In a piece from the December 20, 2010 edition of The New Yorker called The Efficiency Dilemma (subscription required), David Owen describes Jevons' Paradox, the condition when an increase in energy efficiency leads to an increase in total energy consumption. The author describes observations made by William Stanley Jevons, a 19th Century British economist, which showed how the more efficient use of coal in Britain's iron industry led to a drop in its price, leading to an overall increase in coal consumption. Owen then provides examples of how this paradox is prevalent in contemporary energy consuming markets, such as refrigeration and air conditioning.
Since improving energy efficiency is one of the primary tools employed to mitigate greenhouse gas emissions, the widespread occurrence of Jevons' Paradox could have significant implications for anyone working in the rapidly emerging sustainability field. If this paradox is commonplace, it could be a body blow to the fight against global climate change.

Fortunately, Owen's logic is flawed, as can be demonstrated using a simple thought experiment. Imagine everyone in the U.S. drove 10 miles per day in cars that averaged 10 miles per gallon. Now imagine all those guzzlers were traded in for 20 mile-per-gallon cars. It is safe to assume that, because it is now twice as cheap to drive, people would increase their miles traveled. But for Jevons' Paradox to apply, driving would have to more than double (because fuel efficiency doubled) to more than 20 miles per day. While a rebound should be expected where people do start driving more, consumers  would not, on average, spend more than 100% of the savings on gas, as this would act to make them poorer than when they were driving their less fuel-efficient cars.

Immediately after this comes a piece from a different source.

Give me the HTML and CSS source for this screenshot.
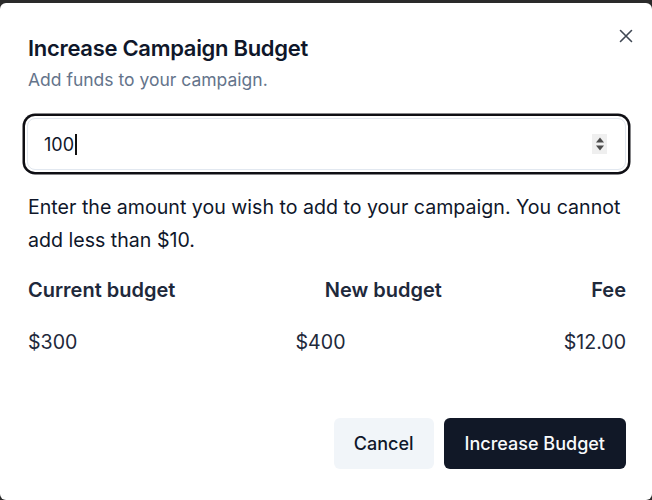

This analysis illustrates why Jevons' Paradox rarely—if ever—exists in the real world, as the logic can be applied to disprove other instances where it might be present—including in Owen's air conditioning and refrigeration examples. This should serve as relief to those working to lessen the coming impacts of climate change. Per capita increases in energy consumption are driven primarily by increases in wealth, not energy efficiency.

But while rebounds are only very rarely greater than 100%, they can be significant enough where they should be considered when crafting public policy. For example, where a technology saves time and produces something in high demand—like a dishwasher—reducing its operating costs could lead to an overwhelming increase in its usage, making efficiency gains less significant.

Therefore, when attempting to regulate a technology for emissions purposes, policy-makers should consider whatever is known about the size and extent of its rebound effect. In most cases, rebounds will be low and thus should have little influence over the policy. Increasing Corporate Average Fuel Economy standards for vehicles, for example, is an efficient mechanism for lowering transportation-related GHG emissions because the rebound on vehicles has been estimated to average around 20%. Conversely, the rebound effect of an air conditioner can be as high as 50%, meaning there is not as much emissions-reduction-bang for the buck. The Department of Energy's Energy Star program, which subsidizes the production and purchase of efficient appliances, could be revised to better target devices that display low rebound effects. In the space-cooling market, policy may be more effective through other means, such as a public education campaign to encourage homeowners to raise their summer thermostats by a few degrees.

In the end, encouraging technologies that improve energy efficiency will remain a vital tool in efforts to lessen our GHG emissions, but this might not always be the most effective instrument to employ. Policy makers should consider anticipated rebound effects when designing emissions mitigation programs. If not, for every two steps forward, we may end up unnecessarily taking one step back.

David Groves is an MBA candidate at Presidio Graduate School in San Francisco.